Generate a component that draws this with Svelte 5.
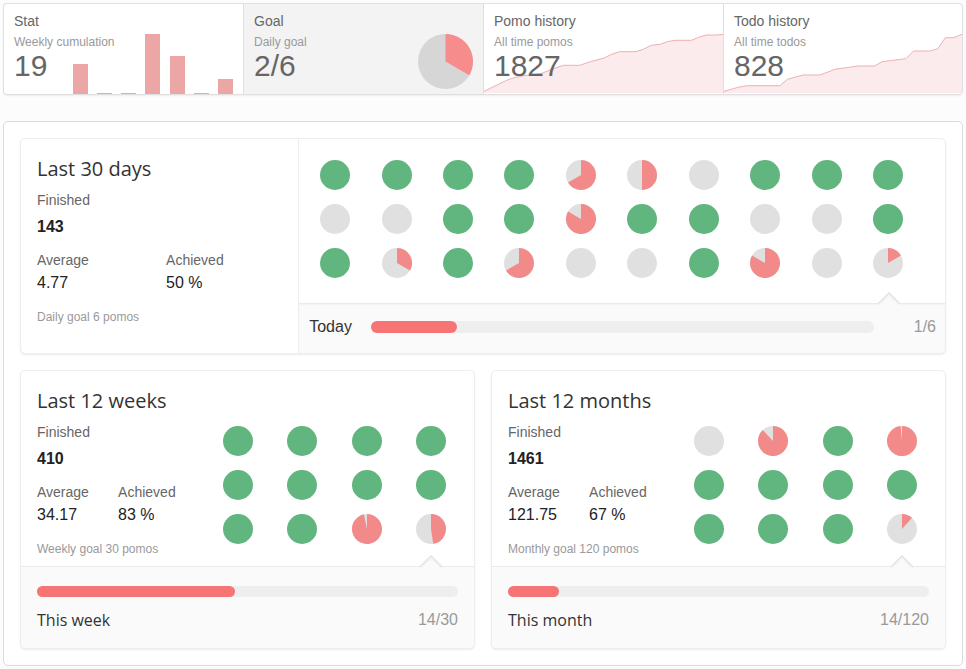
<script>
  const bars = [
    [0, 30], [24, 1], [48, 1], [72, 60], [97, 38], [121, 1], [145, 15]
  ];

  const pomoLine = '0,57.3 22.7,46.3 29.3,44 39.3,41.7 56.7,39.7 68.7,35 79.3,31.3 96,31.3 104.3,28.3 120,24 127.7,20.3 135.3,17.7 152,17.7 159.3,15.3 167.3,11.3 176.3,10.3 183.3,7.7 191,6.3 207.7,6.3 214.3,3.3 222.7,1 232.7,1 239,0.4';
  const todoLine = '0,57.3 15.3,53 23.7,51.7 56,51.7 63.7,45.3 79.3,41 96,41 103.7,38.3 111.3,35.3 134.7,32 151.3,32 158.7,27.7 182.7,24.7 190.3,17 207,17 214.7,14.7 222.3,3.7 230.7,3.7 239,0.2';

  const tabs = [
    { title: 'Stat', sub: 'Weekly cumulation', value: '19', chart: 'bars' },
    { title: 'Goal', sub: 'Daily goal', value: '2/6', chart: 'pie' },
    { title: 'Pomo history', sub: 'All time pomos', value: '1827', chart: 'line', points: pomoLine },
    { title: 'Todo history', sub: 'All time todos', value: '828', chart: 'line', points: todoLine }
  ];
  let active = $state(1);

  const days = [
    1, 1, 1, 1, 4 / 6, 3 / 6, 0, 1, 1, 1,
    0, 0, 1, 1, 5 / 6, 1, 1, 0, 0, 1,
    1, 2 / 6, 1, 4 / 6, 0, 0, 1, 5 / 6, 0, 1 / 6
  ];

  const periods = [
    {
      title: 'Last 12 weeks', finished: '410', average: '34.17', achieved: '83 %',
      goal: 'Weekly goal 30 pomos', label: 'This week', count: '14/30', percent: 47,
      dots: [1, 1, 1, 1, 1, 1, 1, 1, 1, 1, 29 / 30, 14 / 30 + 0.01]
    },
    {
      title: 'Last 12 months', finished: '1461', average: '121.75', achieved: '67 %',
      goal: 'Monthly goal 120 pomos', label: 'This month', count: '14/120', percent: 12,
      dots: [0, 0.88, 1, 0.985, 1, 1, 1, 1, 1, 1, 1, 14 / 120]
    }
  ];

  function slice(f, r) {
    const a = f * 2 * Math.PI;
    const x = r + r * Math.sin(a);
    const y = r - r * Math.cos(a);
    return `M${r} ${r}V0A${r} ${r} 0 ${f > 0.5 ? 1 : 0} 1 ${x} ${y}Z`;
  }
</script>

{#snippet dot(f)}
  <svg class="dot" viewBox="0 0 30 30" aria-hidden="true">
    <circle cx="15" cy="15" r="15" fill={f === 1 ? '#61b57e' : '#e0e0e0'} />
    {#if f > 0 && f < 1}<path d={slice(f, 15)} fill="#f28a89" />{/if}
  </svg>
{/snippet}

{#snippet arrow()}
  <svg class="arrow" viewBox="0 0 24 14" aria-hidden="true">
    <path d="M0 13L12 1L24 13V14H0Z" fill="#fafafa" />
    <path d="M1 12L12 1L23 12" fill="none" stroke="#e2e2e2" stroke-width="1.5" />
    <path d="M2 13L12 3L22 13" fill="none" stroke="#f3f3f3" stroke-width="1.5" />
  </svg>
{/snippet}

{#snippet summary(title, finished, average, achieved, goal)}
  <div class="summary">
    <h2>{title}</h2>
    <dl class="finished"><dt>Finished</dt><dd>{finished}</dd></dl>
    <div class="pair">
      <dl><dt>Average</dt><dd>{average}</dd></dl>
      <dl><dt>Achieved</dt><dd>{achieved}</dd></dl>
    </div>
    <p class="goal">{goal}</p>
  </div>
{/snippet}

<main>
  <nav class="tabs">
    {#each tabs as tab, i}
      <button class="tab" class:active={active === i} onclick={() => (active = i)}>
        {#if tab.chart === 'bars'}
          <svg class="chart bars" viewBox="0 0 160 60" aria-hidden="true">
            {#each bars as [x, h]}
              <rect {x} y={60 - h} width="15" height={h} fill="#eca6a6" />
            {/each}
          </svg>
        {:else if tab.chart === 'pie'}
          <svg class="chart pie" viewBox="0 0 55 55" aria-hidden="true">
            <circle cx="27.5" cy="27.5" r="27.5" fill="#d6d6d6" />
            <path d={slice(1 / 3, 27.5)} fill="#f68d8c" />
          </svg>
        {:else}
          <svg class="chart area" viewBox="0 0 239 60" preserveAspectRatio="none" aria-hidden="true">
            <polygon points={`0,59 ${tab.points} 239,59`} fill="#fbebec" />
            <polyline points={tab.points} fill="none" stroke="#eeb0b0" />
          </svg>
        {/if}
        <span class="name">{tab.title}</span>
        <span class="sub">{tab.sub}</span>
        <span class="value">{tab.value}</span>
      </button>
    {/each}
  </nav>

  <section class="panel">
    <article class="card daily">
      {@render summary('Last 30 days', '143', '4.77', '50 %', 'Daily goal 6 pomos')}
      <div class="history">
        <div class="dots ten">
          {#each days as f}{@render dot(f)}{/each}
        </div>
        <footer class="today">
          {@render arrow()}
          <span class="label">Today</span>
          <div class="track" role="progressbar" aria-label="Today" aria-valuenow="17"><div class="fill" style:width="17%"></div></div>
          <span class="count">1/6</span>
        </footer>
      </div>
    </article>

    <div class="columns">
      {#each periods as p}
        <article class="card">
          <div class="body">
            {@render summary(p.title, p.finished, p.average, p.achieved, p.goal)}
            <div class="dots four">
              {#each p.dots as f}{@render dot(f)}{/each}
            </div>
          </div>
          <footer class="current">
            {@render arrow()}
            <div class="track" role="progressbar" aria-label={p.label} aria-valuenow={p.percent}><div class="fill" style:width="{p.percent}%"></div></div>
            <div class="line">
              <span class="label">{p.label}</span>
              <span class="count">{p.count}</span>
            </div>
          </footer>
        </article>
      {/each}
    </div>
  </section>
</main>

<style>
  :global(body) {
    background: #fcfcfc;
  }

  main {
    padding: 3px;
    font-family: "Liberation Sans", Arial, sans-serif;
    font-size: 14px;
    line-height: 20px;
    color: #666;
  }

  main * {
    box-sizing: border-box;
  }

  h2, p, dl, dd {
    margin: 0;
  }

  .tabs {
    display: grid;
    grid-template-columns: repeat(4, 1fr);
    margin-bottom: 26px;
    border-radius: 4px;
    box-shadow: 0 1px 2px rgba(0, 0, 0, 0.06);
  }

  .tab {
    position: relative;
    display: flex;
    flex-direction: column;
    align-items: flex-start;
    min-height: 92px;
    padding: 7px 10px;
    border: 1px solid #dfdfdf;
    border-right-width: 0;
    background: #fff;
    font: inherit;
    color: #666;
    text-align: left;
    cursor: pointer;
  }

  .tab:first-child {
    border-radius: 4px 0 0 4px;
  }

  .tab:last-child {
    border-right-width: 1px;
    border-radius: 0 4px 4px 0;
  }

  .tab.active {
    background: #f3f3f3;
  }

  .name, .sub, .value {
    position: relative;
  }

  .sub {
    margin-top: 1px;
    font-size: 12px;
    color: #999;
  }

  .value {
    font-size: 30px;
    line-height: 28px;
  }

  .chart {
    position: absolute;
    bottom: 0;
    height: 60px;
  }

  .bars {
    right: 10px;
    width: 160px;
  }

  .pie {
    right: 10px;
    bottom: 5px;
    width: 55px;
    height: 55px;
  }

  .area {
    left: 0;
    width: 100%;
  }

  .panel {
    display: flex;
    flex-direction: column;
    gap: 16px;
    padding: 16px;
    border: 1px solid #dcdcdc;
    border-radius: 5px;
    background: #fff;
  }

  .card {
    border: 1px solid #eee;
    border-radius: 5px;
    background: #fff;
    box-shadow: 0 1px 2px rgba(0, 0, 0, 0.08);
  }

  .daily {
    display: grid;
    grid-template-columns: 3fr 7fr;
  }

  .columns {
    display: grid;
    grid-template-columns: 1fr 1fr;
    gap: 16px;
  }

  .body {
    display: grid;
    grid-template-columns: 2fr 3fr;
  }

  .summary {
    padding: 16px 3px 7px 16px;
  }

  h2 {
    font: 400 20px/28px "Open Sans", sans-serif;
    color: #333;
    white-space: nowrap;
  }

  dd {
    font-size: 16px;
    color: #222;
    margin-top: 3px;
  }

  .finished {
    margin-top: 7px;
  }

  .finished dd {
    margin-top: 7px;
    font-weight: 700;
  }

  .pair {
    display: grid;
    grid-template-columns: 1fr 1fr;
    margin-top: 13px;
  }

  .goal {
    margin-top: 14px;
    font-size: 12px;
    color: #999;
  }

  .history {
    border-left: 1px solid #eee;
  }

  .dots {
    display: grid;
    align-content: start;
    justify-content: space-between;
    row-gap: 14px;
  }

  .ten {
    grid-template-columns: repeat(10, 30px);
    padding: 21px 42px 25px 21px;
  }

  .four {
    grid-template-columns: repeat(4, 30px);
    padding: 55px 28px 22px 21px;
  }

  .dot {
    display: block;
    width: 30px;
    height: 30px;
  }

  footer {
    position: relative;
    border-top: 1px solid #eaeaea;
    background: #fafafa;
  }

  .arrow {
    position: absolute;
    top: -12px;
    right: 31px;
    width: 24px;
    height: 14px;
  }

  .today {
    display: flex;
    align-items: center;
    height: 50px;
    padding: 0 9px 4px 10px;
    border-radius: 0 0 5px 0;
    box-shadow: inset 0 1px 2px rgba(0, 0, 0, 0.04);
  }

  .today .arrow {
    right: 44px;
  }

  .today .label, .today .count {
    width: 62px;
  }

  .today .track {
    flex: 1;
    height: 12px;
  }

  .current {
    padding: 19px 16px 18px;
    border-radius: 0 0 5px 5px;
  }

  .line {
    display: flex;
    justify-content: space-between;
    margin-top: 13px;
  }

  .line .label {
    font-family: "Open Sans", sans-serif;
  }

  .label {
    font-size: 16px;
    color: #333;
  }

  .count {
    font-size: 16px;
    color: #999;
    text-align: right;
  }

  .track {
    height: 11px;
    border-radius: 6px;
    background: #eee;
  }

  .fill {
    height: 100%;
    border-radius: 6px;
    background: #f77474;
  }
</style>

===

* [What is being asked]
Restate exactly, please, only the lines between the start of the data and the line containing "const todoLine = '0,57.3", both ends included, skipping the pictures.

* [Task solution]
Generate a component that draws this with Svelte 5.
<script>
  const bars = [
    [0, 30], [24, 1], [48, 1], [72, 60], [97, 38], [121, 1], [145, 15]
  ];

  const pomoLine = '0,57.3 22.7,46.3 29.3,44 39.3,41.7 56.7,39.7 68.7,35 79.3,31.3 96,31.3 104.3,28.3 120,24 127.7,20.3 135.3,17.7 152,17.7 159.3,15.3 167.3,11.3 176.3,10.3 183.3,7.7 191,6.3 207.7,6.3 214.3,3.3 222.7,1 232.7,1 239,0.4';
  const todoLine = '0,57.3 15.3,53 23.7,51.7 56,51.7 63.7,45.3 79.3,41 96,41 103.7,38.3 111.3,35.3 134.7,32 151.3,32 158.7,27.7 182.7,24.7 190.3,17 207,17 214.7,14.7 222.3,3.7 230.7,3.7 239,0.2';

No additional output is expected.